Nel 2009 circa 16,5 milioni di occupati (72,4 per cento) svolgevano una professione adeguata al livello d'istruzione formale, 1,7 milioni (7,4 per cento) aveva un lavoro relativamente più qualificato rispetto al titolo di studio conseguito, mentre il restante 20,2 per cento (4,6 milioni di occupati) era sottoinquadrato. Rispetto al 2004 il fenomeno del sottoinquadramento interessa oltre un milione di persone in più. Quasi la metà dei sottoinquadrati, aggiunge l'Istat, sono giovani di 15-34 anni. In termini relativi, l'incidenza dei giovani che svolgono un lavoro non adeguato al proprio livello di istruzione è pari al 31 per cento (+6,8 punti percentuali rispetto al 2004). La maggiore incidenza di sottoinquadrati si registra nelle forme di lavoro meno tradizionali: il 46,9 per cento degli occupati a termine, il 40,1 per cento di quelli in part time e il 30,5 per cento dei lavoratori con rapporti di collaborazione.
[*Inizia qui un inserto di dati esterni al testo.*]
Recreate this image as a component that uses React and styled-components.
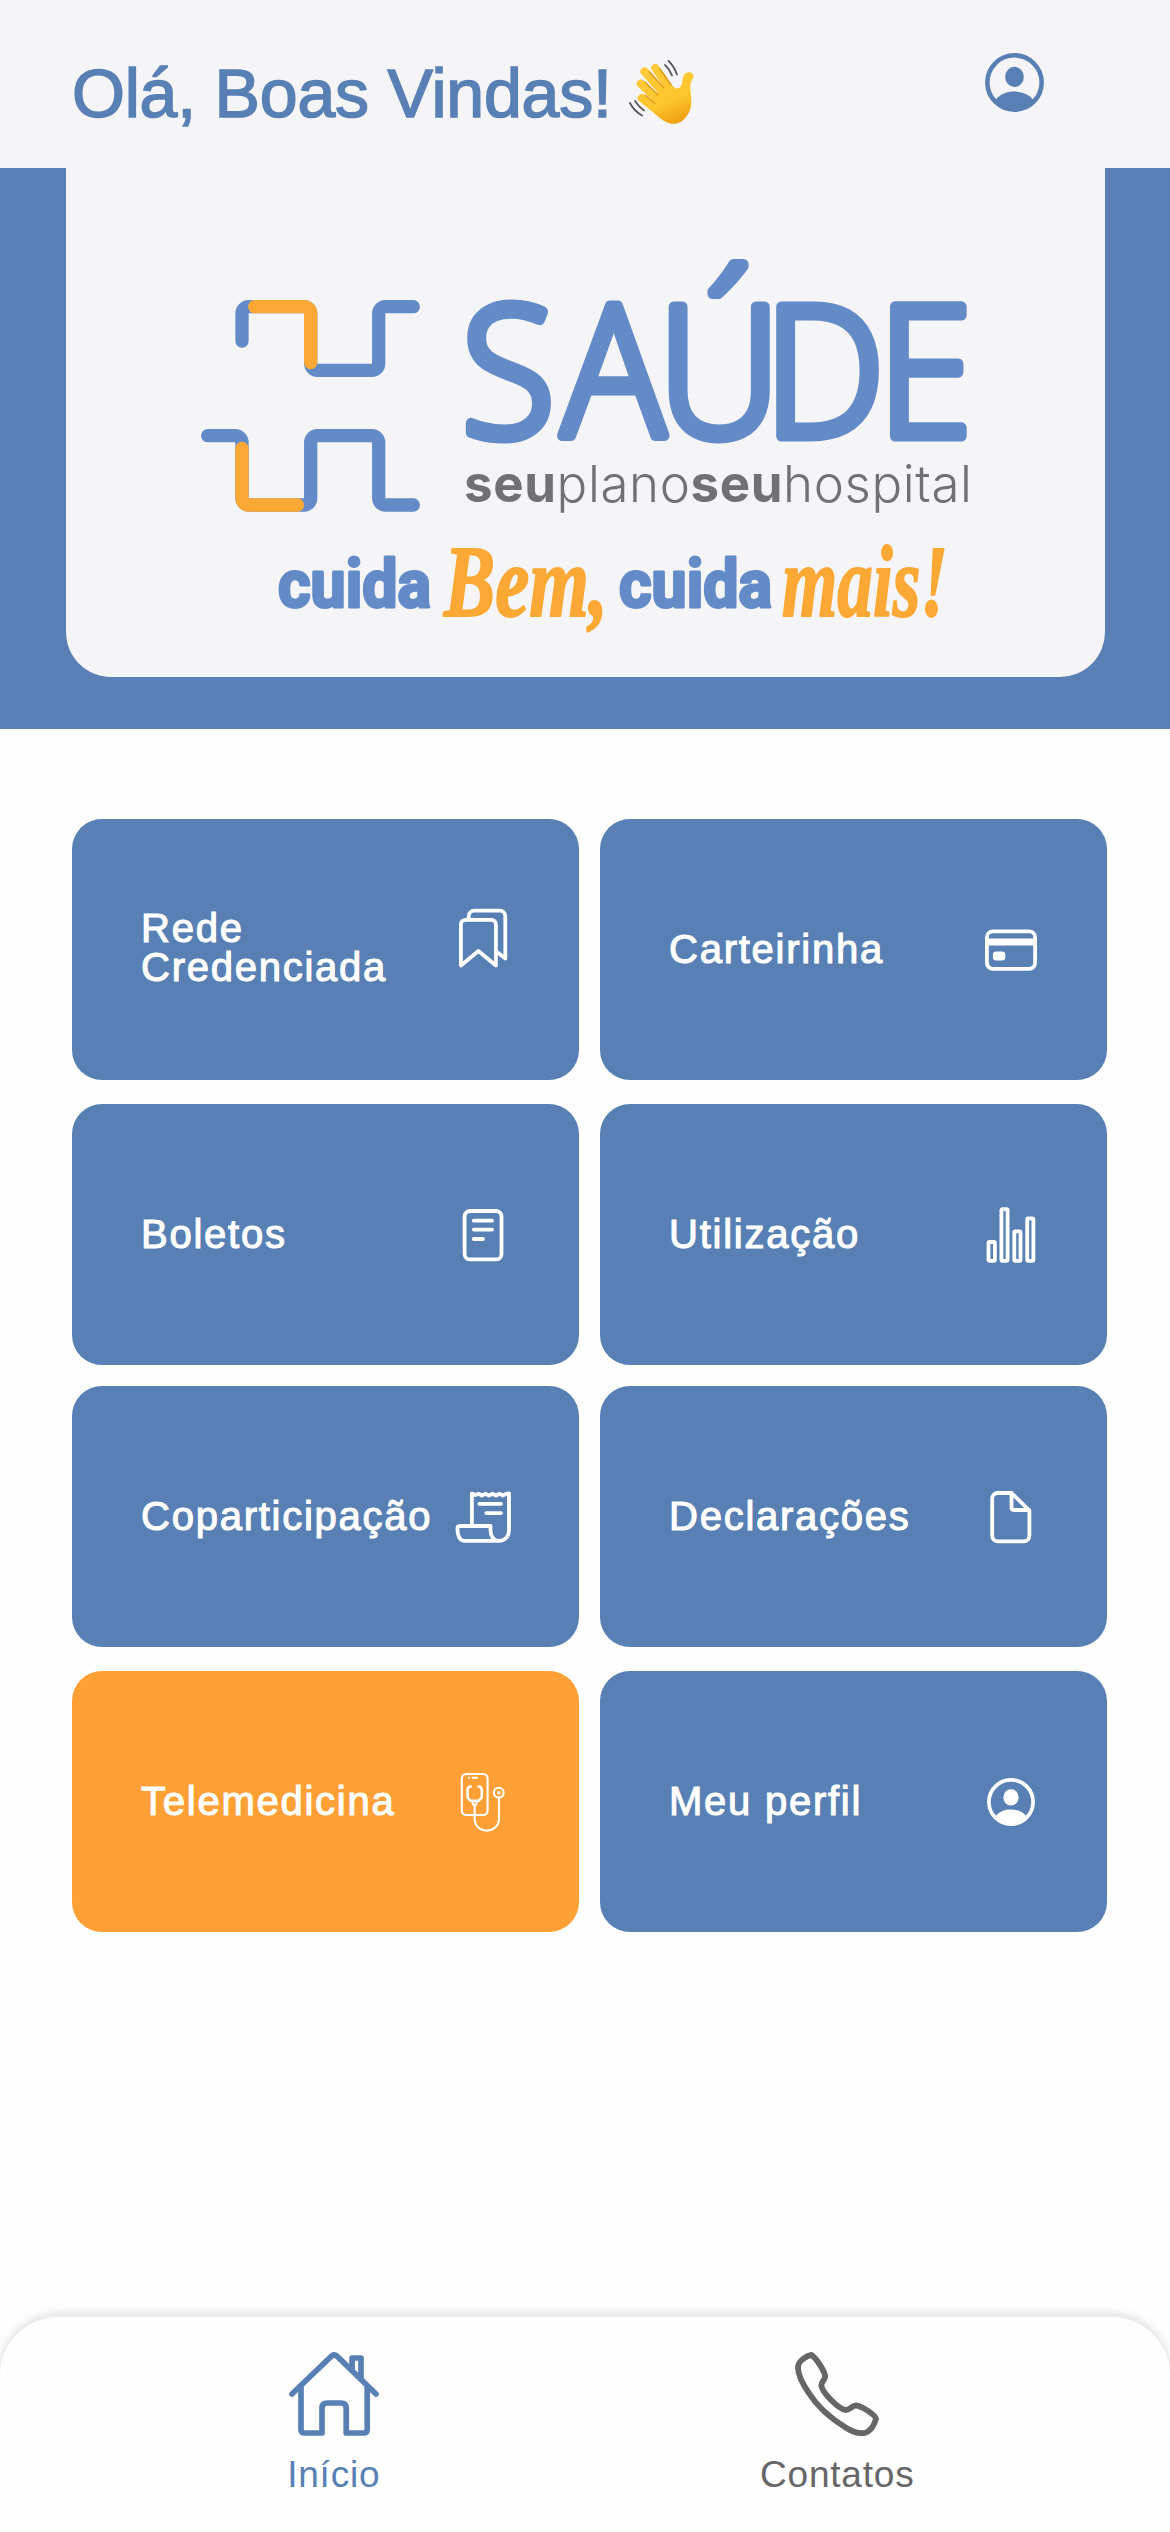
import React from 'react';
import styled, { createGlobalStyle } from 'styled-components';

const blue = '#5880b5';
const logoBlue = '#638bc8';
const orange = '#ffa037';
const logoOrange = '#fba834';

const GlobalStyle = createGlobalStyle`
  * {
    box-sizing: border-box;
  }

  body {
    margin: 0;
    background-color: #fefefe;
    font-family: 'Liberation Sans', Arial, sans-serif;
  }
`;

const Page = styled.div`
  display: flex;
  flex-direction: column;
  width: 1170px;
  height: 2532px;
  overflow: hidden;
`;

const Header = styled.header`
  display: flex;
  justify-content: space-between;
  height: 168px;
  padding: 53px 126px 0 72px;
  background-color: #f5f4f7;
`;

const Greeting = styled.div`
  display: flex;
  align-items: flex-start;
  gap: 17px;
`;

const Title = styled.h1`
  margin: 0;
  font-size: 68px;
  line-height: 80px;
  font-weight: normal;
  letter-spacing: -0.2px;
  color: ${blue};
  white-space: nowrap;
  -webkit-text-stroke: 1.6px ${blue};
`;

const Wave = styled.svg`
  width: 66px;
  height: 65px;
  margin-top: 7px;
`;

const Avatar = styled.div`
  width: 59px;
  height: 59px;
  color: ${blue};
`;

const Banner = styled.section`
  height: 561px;
  padding: 0 65px 52px 66px;
  background-color: ${blue};
`;

const BannerCard = styled.div`
  height: 509px;
  padding: 112px 0 0 124px;
  border-radius: 0 0 45px 45px;
  background-color: #f5f4f7;
`;

const Logo = styled.svg`
  display: block;
  width: 790px;
  height: 380px;
  overflow: visible;
`;

const Menu = styled.main`
  display: flex;
  flex-direction: column;
  gap: 21px;
  padding: 90px 63px 0 72px;
`;

const Group = styled.div`
  display: grid;
  grid-template-columns: 507px 507px;
  grid-auto-rows: 261px;
  gap: 24px 21px;
`;

const Card = styled.div`
  display: flex;
  justify-content: space-between;
  align-items: center;
  padding: 0 66px 0 69px;
  border-radius: 30px;
  background-color: ${(props) => (props.$highlight ? orange : blue)};
`;

const Label = styled.p`
  margin: 0;
  width: 300px;
  padding-bottom: ${(props) => (props.$raised ? '3px' : '0')};
  font-size: 40px;
  line-height: 39px;
  letter-spacing: 1.75px;
  color: #fff;
  -webkit-text-stroke: 1.1px #fff;
`;

const CardIcon = styled.div`
  width: 60px;
  height: 60px;
  margin-left: 11px;
  margin-bottom: ${(props) => (props.$raised ? '24px' : '0')};
  color: #fff;
`;

const SmallIcon = styled.div`
  padding: 6px;
`;

const Svg = styled.svg`
  display: block;
  width: 100%;
  height: 100%;
  fill: none;
  stroke: currentColor;
  stroke-width: 3.8;
  stroke-linecap: round;
  stroke-linejoin: round;
`;

const TabBar = styled.nav`
  display: flex;
  height: 218px;
  margin-top: auto;
  padding: 35px 81px 0 82px;
  border-top: 3px solid #ececef;
  border-radius: 60px 60px 0 0;
  background-color: #fefefe;
  box-shadow: 0 0 9px rgba(60, 60, 80, 0.2);
`;

const Tab = styled.div`
  flex: 1;
  display: flex;
  flex-direction: column;
  align-items: center;
  gap: 18px;
  color: ${(props) => (props.$active ? blue : '#666568')};
`;

const TabIcon = styled.div`
  width: ${(props) => props.$width}px;
  height: 84px;
`;

const TabLabel = styled.span`
  font-size: 37px;
  line-height: 42px;
  letter-spacing: 0.8px;
`;

const ProfileIcon = () => (
  <Svg viewBox="0 0 48 48">
    <circle cx="24" cy="24" r="22.1" strokeWidth="3.7" />
    <g fill="currentColor" stroke="none">
      <ellipse cx="24" cy="19.4" rx="7.6" ry="8.2" />
      <path d="M8.8 38C12.5 33.3 18 31.4 24 31.4S35.5 33.3 39.2 38C35 43.5 30 46.5 24 46.5S13 43.5 8.8 38Z" />
    </g>
  </Svg>
);

const BookmarksIcon = () => (
  <Svg viewBox="0 0 60 60">
    <path d="M7.9 57.5V16.5a4.7 4.7 0 0 1 4.7-4.7H38.2a4.7 4.7 0 0 1 4.7 4.7V57.5L25.4 43Z" />
    <path d="M15.7 10.5V8.3a5.6 5.6 0 0 1 5.6-5.6H46.7a5.6 5.6 0 0 1 5.6 5.6V50.5L44 44" />
  </Svg>
);

const CreditCardIcon = () => (
  <Svg viewBox="0 0 60 60">
    <rect x="5.9" y="11.4" width="48.2" height="37.4" rx="6" />
    <path d="M6 22H54" strokeWidth="7" strokeLinecap="butt" />
    <rect x="11.8" y="31.4" width="12.6" height="9.2" rx="3.5" fill="currentColor" stroke="none" />
  </Svg>
);

const BillIcon = () => (
  <Svg viewBox="0 0 60 60">
    <rect x="11.6" y="6" width="36.9" height="48.4" rx="5.5" />
    <path d="M20.8 15.7H39M20.8 24.6H39M20.8 34H30" />
  </Svg>
);

const ChartIcon = () => (
  <Svg viewBox="0 0 60 60">
    <rect x="7.5" y="37" width="6.4" height="18.8" rx="1" />
    <rect x="20.4" y="4.2" width="6.2" height="51.6" rx="1" />
    <rect x="33.3" y="26.4" width="6.2" height="29.4" rx="1" />
    <rect x="46.2" y="13.4" width="6.2" height="42.4" rx="1" />
  </Svg>
);

const ReceiptIcon = () => (
  <Svg viewBox="0 0 60 60">
    <path d="M18.9 39V6.5L22.5 8 25.5 6.8 29 8.5 32.5 6.8 36 8.5 39.5 6.8 43 8.5 46.5 6.8 50 8.5 53 6.8 56 6.5V43.5C56 49.8 51.5 53.8 46 53.8H11C7 53.8 4.4 49 4.4 41.5Q4.4 39 7 39H37.5V43.5C37.5 49.5 41 53.8 46 53.8" />
    <path d="M26.4 16.8H48M33.3 26.1H48" />
  </Svg>
);

const DocumentIcon = () => (
  <Svg viewBox="0 0 60 60">
    <path d="M30.5 6H16.8a5.6 5.6 0 0 0-5.6 5.6V48.7a5.6 5.6 0 0 0 5.6 5.6H42.8a5.6 5.6 0 0 0 5.6-5.6V23.5Z" />
    <path d="M30.5 6V20.8a2.2 2.2 0 0 0 2.2 2.2H48.2" />
  </Svg>
);

const TelemedicineIcon = () => (
  <Svg viewBox="0 0 60 60">
    <g strokeWidth="2.1">
      <rect x="8.8" y="2" width="25.8" height="41" rx="4.5" />
      <path d="M19.5 5.8H24M15.8 5.8H16" />
      <path d="M17.8 14.6Q14.6 14.6 14.6 18V25.5L17.5 28.8H25.7L28.7 25.5V18Q28.7 14.6 25.5 14.6" strokeWidth="2.5" />
      <circle cx="21.6" cy="31" r="2" />
      <path d="M21.6 33.5V46.5C21.6 54 27 58.6 33.8 58.6S46 54 46 46.5V26.5" />
      <circle cx="45.8" cy="20.7" r="4.9" />
      <circle cx="45.8" cy="20.7" r="1.8" fill="currentColor" stroke="none" />
    </g>
  </Svg>
);

const HomeIcon = () => (
  <Svg viewBox="0 0 90 84">
    <g strokeWidth="5.7">
      <path d="M3 42L42.3 4.2Q45.2 1.6 48 4.2L87 42" />
      <path d="M12 35V77.5Q12 81 15.5 81H33V56Q33 51 38 51H52.2Q57.2 51 57.2 56V81H74.7Q78.2 81 78.2 77.5V35" />
      <path d="M63.1 17V6H72V27" />
    </g>
  </Svg>
);

const PhoneIcon = () => (
  <Svg viewBox="0 0 84 84">
    <path
      strokeWidth="5.8"
      d="M16.4 2.9C12 3.7 3 8.7 3 15.5C3 22 7 31 13.8 41C22 54 35 66 51 75.7C57 79.5 62 81.2 67 81.2C74 81.2 78.5 75 81 67C80.5 63.2 68 54.5 61 53.3C57 53.5 55 58 50.4 58C43 56.5 27.5 41 26.3 33.5C26 30 30.5 28 30.2 24C29 18.5 22 7 16.4 2.9Z"
    />
  </Svg>
);

const WavingHand = () => (
  <Wave viewBox="0 0 66 65">
    <defs>
      <linearGradient id="skin" gradientUnits="userSpaceOnUse" x1="20" y1="5" x2="45" y2="64">
        <stop offset="0" stopColor="#ffc93a" />
        <stop offset="0.65" stopColor="#fdc62c" />
        <stop offset="1" stopColor="#f0a012" />
      </linearGradient>
    </defs>
    <g stroke="url(#skin)" strokeWidth="8.2" strokeLinecap="round">
      <path d="M26.3 8L43 32" />
      <path d="M15.6 11.5L37 36" />
      <path d="M11.8 23.5L33 44" />
      <path d="M12.8 38L33 54" />
    </g>
    <path
      fill="url(#skin)"
      d="M27 34L41 24C45 29 50 30 52 26C54 21 53 15 57 13C61 11 65.5 14 64.5 17.5C61 22 61 26 61.5 31C63 41 63 50 57 57C52 64 44 65.5 37 62C31 59 24 52 19 47Z"
    />
    <g stroke="#e09a1a" strokeWidth="1.4" strokeLinecap="round" fill="none">
      <path d="M20 11.5L35 28M31 9L42 25M16 22L29 35M16.5 35.5L26 43.5" />
    </g>
    <g stroke="#58595b" strokeWidth="1.8" strokeLinecap="round" fill="none">
      <path d="M39.5 1Q45 6 48 14.5M36 5Q40.5 9 43 15.5M1 43Q5 51 13 55.5M6 41Q10 47 15 50.5" />
    </g>
  </Wave>
);

const BrandLogo = () => (
  <Logo viewBox="0 0 790 380">
    <g fill="none" strokeWidth="13.3" strokeLinecap="round">
      <g stroke={logoBlue}>
        <path d="M52 61V33.4a6.7 6.7 0 0 1 6.7-6.7H114a6.7 6.7 0 0 1 6.7 6.7V83.6a6.7 6.7 0 0 0 6.7 6.7H182a6.7 6.7 0 0 0 6.7-6.7V33.4a6.7 6.7 0 0 1 6.7-6.7H223.3" />
        <path d="M17.7 155.7H45.3a6.7 6.7 0 0 1 6.7 6.7V218.3a6.7 6.7 0 0 0 6.7 6.7H114a6.7 6.7 0 0 0 6.7-6.7V162.4a6.7 6.7 0 0 1 6.7-6.7H182a6.7 6.7 0 0 1 6.7 6.7V218.3a6.7 6.7 0 0 0 6.7 6.7H223.3" />
      </g>
      <g stroke={logoOrange}>
        <path d="M64.7 26.7H114a6.7 6.7 0 0 1 6.7 6.7V82.5" />
        <path d="M52 168.5V218.3a6.7 6.7 0 0 0 6.7 6.7H107.5" />
      </g>
    </g>
    <text
      transform="scale(0.94 1)"
      x="289 396 498 611 732"
      y="155.500"
      fontFamily="'Open Sans', sans-serif"
      fontWeight="300"
      fontSize="181"
      fill={logoBlue}
      stroke={logoBlue}
      strokeWidth="11"
      strokeLinejoin="round"
    >
      SAÚDE
    </text>
    <text x="274" y="221.5" textLength="508" fontFamily="Inter, sans-serif" fontSize="51" fontWeight="300" fill="#717074">
      <tspan fontWeight="700">seu</tspan>plano<tspan fontWeight="700">seu</tspan>hospital
    </text>
    <g fontFamily="Roboto, sans-serif" fontWeight="700" fontSize="66" fill={logoBlue} stroke={logoBlue} strokeWidth="3" strokeLinejoin="round">
      <text x="88" y="327" textLength="153" lengthAdjust="spacingAndGlyphs">cuida</text>
      <text x="429" y="327" textLength="153" lengthAdjust="spacingAndGlyphs">cuida</text>
    </g>
    <g fontFamily="'Liberation Serif', serif" fontStyle="italic" fontWeight="700" fontSize="102" fill={logoOrange} stroke={logoOrange} strokeWidth="2" strokeLinejoin="round">
      <text x="254" y="336" textLength="164" lengthAdjust="spacingAndGlyphs">Bem,</text>
      <text x="592" y="336" textLength="166" lengthAdjust="spacingAndGlyphs">mais!</text>
    </g>
  </Logo>
);

const groups = [
  [
    { label: 'Rede Credenciada', icon: BookmarksIcon, raised: true },
    { label: 'Carteirinha', icon: CreditCardIcon },
    { label: 'Boletos', icon: BillIcon },
    { label: 'Utilização', icon: ChartIcon },
  ],
  [
    { label: 'Coparticipação', icon: ReceiptIcon },
    { label: 'Declarações', icon: DocumentIcon },
    { label: 'Telemedicina', icon: TelemedicineIcon, highlight: true },
    { label: 'Meu perfil', icon: ProfileIcon, small: true },
  ],
];

const App = () => {
  return (
    <Page>
      <GlobalStyle />
      <Header>
        <Greeting>
          <Title>Olá, Boas Vindas!</Title>
          <WavingHand />
        </Greeting>
        <Avatar>
          <ProfileIcon />
        </Avatar>
      </Header>
      <Banner>
        <BannerCard>
          <BrandLogo />
        </BannerCard>
      </Banner>
      <Menu>
        {groups.map((items, index) => (
          <Group key={index}>
            {items.map(({ label, icon: Icon, raised, highlight, small }) => (
              <Card key={label} $highlight={highlight}>
                <Label $raised={raised}>{label}</Label>
                <CardIcon $raised={raised}>
                  {small ? (
                    <SmallIcon>
                      <Icon />
                    </SmallIcon>
                  ) : (
                    <Icon />
                  )}
                </CardIcon>
              </Card>
            ))}
          </Group>
        ))}
      </Menu>
      <TabBar>
        <Tab $active>
          <TabIcon $width={90}>
            <HomeIcon />
          </TabIcon>
          <TabLabel>Início</TabLabel>
        </Tab>
        <Tab>
          <TabIcon $width={84}>
            <PhoneIcon />
          </TabIcon>
          <TabLabel>Contatos</TabLabel>
        </Tab>
      </TabBar>
    </Page>
  );
};

export default App;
Infine il 13,2 per cento dei 15-29enni (oltre 1,2 milioni) dice di aver osservato uno stretto digiuno nei confronti di libri e pc. Il 13,2 per cento dei 15-29enni (oltre 1,2 milioni), infatti, dichiara di non aver letto neanche un libro in un anno o di non aver mai utilizzato il personal computer.
L'esclusione dalla lettura, spiega l'Istat, coinvolge quattro ragazzi su 10 ed è più diffusa del non utilizzo delle nuove tecnologie, che riguarda invece meno di due ragazzi su 10. La propensione alla lettura e' fortemente condizionata dalle caratteristiche della famiglia di origine. Infatti, le quote dei lettori superano sempre il 72 per cento se in casa vi sono più di 200 libri, se almeno uno dei genitori è laureato, se entrambi i genitori leggono.
Anche l'alfabetizzazione informatica avviene prevalentemente in ambito familiare o nel mondo dei pari. L'utilizzo del Pc a scuola, infatti, coinvolge solo quattro bambini su 10 e ragazzi di 6-17 anni. Ciò, precisa l'Istat, impedisce di garantire l'accesso alle nuove tecnologie ai ragazzi delle classi sociali più basse.